Frax: Everything to Know
- Dual-Collateral System - Frax stands out from other stablecoins due to a dual-collateral system. The collateral backing Frax consists of both fiat currency reserves and cryptocurrencies, such as ether. This combination aims to provide stability and reduce the risk of price fluctuations.
- Algorithmic Mechanisms - Frax utilizes algorithmic mechanisms to maintain stability. The protocol adjusts the supply of Frax tokens based on the demand in the market. If the price of Frax deviates from the peg, the protocol initiates supply adjustments to bring it back in line with the target price. This algorithmic approach allows Frax to maintain stability without relying solely on external reserves.
- Redemption Mechanism - Frax offers a redemption mechanism, allowing users to exchange Frax tokens for the underlying collateral assets. This mechanism provides transparency and ensures that the stablecoin is fully backed by the collateralized assets.
- Governance and Decentralization - Frax operates under a DAO, enabling token holders to participate in the decision-making process. This democratic governance structure allows for community-driven decision-making and ensures the long-term sustainability of the project.
- Frax Pairs and Integration - Frax can be traded on various decentralized exchange platforms (DEX) and centralized exchanges (CEX). The stablecoin has gained significant liquidity and is often paired with major cryptocurrencies such as bitcoin and ether. Integration with popular DeFi protocols and platforms further expands the use cases and utility of Frax.
To get started with Frax, a user must first obtain a compatible digital wallet that supports the ERC-20 standard, as Frax is built on the Ethereum blockchain. Once a wallet is set up, the user can obtain Frax by purchasing it from a cryptocurrency exchange or by participating in the Frax protocol itself. It is important to note that Frax operates on a fractional-algorithmic system, which means that the value is not directly pegged to a specific fiat currency.
One of the unique aspects of Frax is the ability to maintain stability through a combination of collateralization and algorithmic mechanisms.
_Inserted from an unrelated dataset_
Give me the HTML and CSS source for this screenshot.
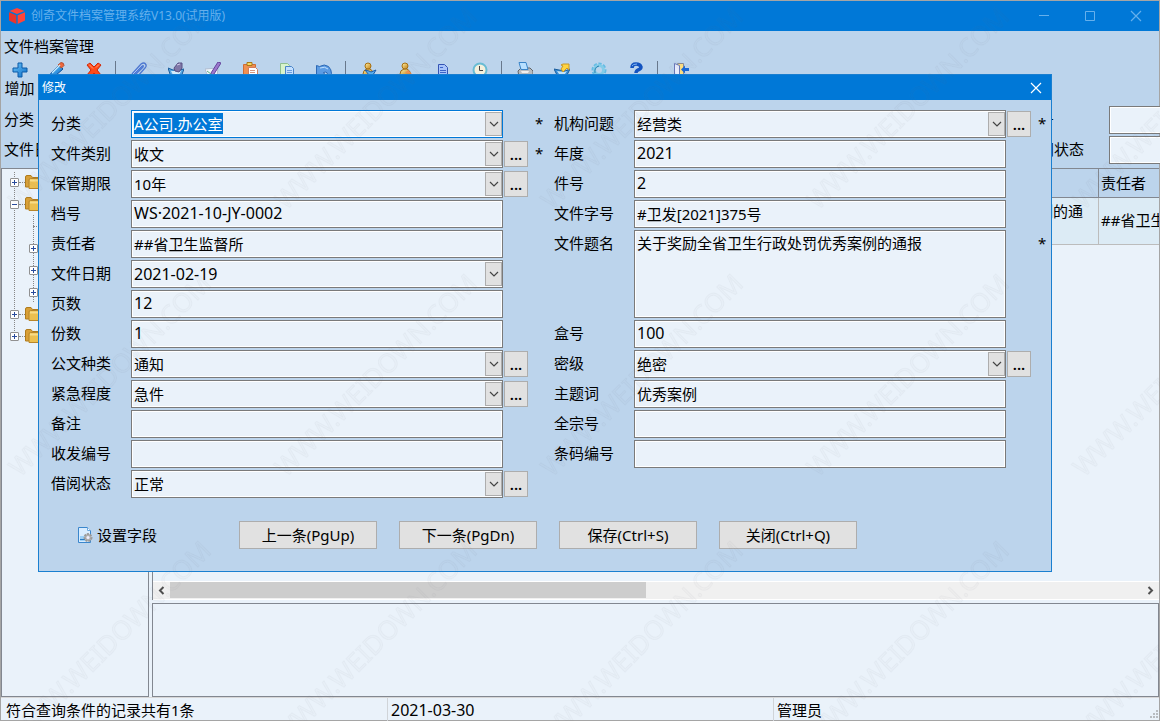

Unlike traditional stablecoins that rely solely on a reserve of fiat currency, Frax incorporates a dynamic collateralization ratio. This ratio adjusts based on market conditions to ensure the stability of the token. In times of high demand, the collateralization ratio increases, providing a higher level of stability. Conversely, during periods of low demand, the ratio decreases, allowing for greater flexibility.
Frax also introduces the concept of "Frax Shares" (FXS) and "Frax Bonds" (FXB) to further enhance stability. Frax Shares act as a governance token, giving holders the ability to vote on protocol upgrades and changes. Frax Bonds, on the other hand, are debt instruments that can be purchased and redeemed to help maintain the stability of the Frax ecosystem.
Another noteworthy aspect of Frax is the decentralized nature. Unlike centralized stablecoins that rely on a trusted third party to maintain stability, Frax operates on a decentralized protocol. This ensures that the stability and value of Frax are not controlled by a single entity, but rather by the collective decisions and actions of participants.
- Stability - Frax offers stability by utilizing a combination of algorithmic and collateral-backed mechanisms. This approach helps to mitigate the volatility commonly associated with cryptocurrencies, making Frax a reliable medium of exchange and store of value.
- Decentralization - Frax operates on a decentralized blockchain network, ensuring that no single entity has control over issuance or governance. This decentralized nature enhances transparency, security and censorship resistance.
- Scalability - Frax is designed to be scalable, allowing for increased transaction throughput as demand grows. This scalability is crucial for accommodating a larger user base and facilitating widespread adoption.
- Accessibility - Frax provides accessibility to individuals who may not have access to traditional banking services. Users can easily transact and store value without relying on intermediaries or geographical constraints.
- Global Reach - Frax is accessible to anyone with an internet connection, enabling cross-border transactions without the need for traditional financial intermediaries. This global reach fosters financial inclusion and empowers individuals in underserved regions.
- Collateral Risk - The stability of Frax relies on collateralized assets. While the collateralization mechanism helps maintain the stablecoin's value, it also introduces a level of risk. If the collateral assets experience significant price fluctuations or fail to maintain value, it may impact the stability of Frax.
- Regulatory Uncertainty - Cryptocurrencies, including stablecoins like Frax, operate in a rapidly evolving regulatory landscape. Uncertainty regarding regulatory frameworks and potential restrictions can create challenges for Frax's adoption and growth.
- Dependence on Ethereum - Frax operates on the Ethereum blockchain, which means that it is subject to the limitations and scalability issues of the Ethereum network. Network congestion and high transaction fees during peak periods can impact the user experience and hinder Frax's scalability.
- Volatility during Market Stress - While Frax aims to provide stability, extreme market conditions or external shocks can still impact the value. In times of significant market stress, the stability mechanisms may face challenges, potentially leading to temporary deviations from the intended peg.
- Governance Challenges - Decentralized governance can pose challenges in terms of decision-making and consensus-building. Frax's governance model relies on token holders, and achieving consensus on critical decisions may require extensive coordination and participation.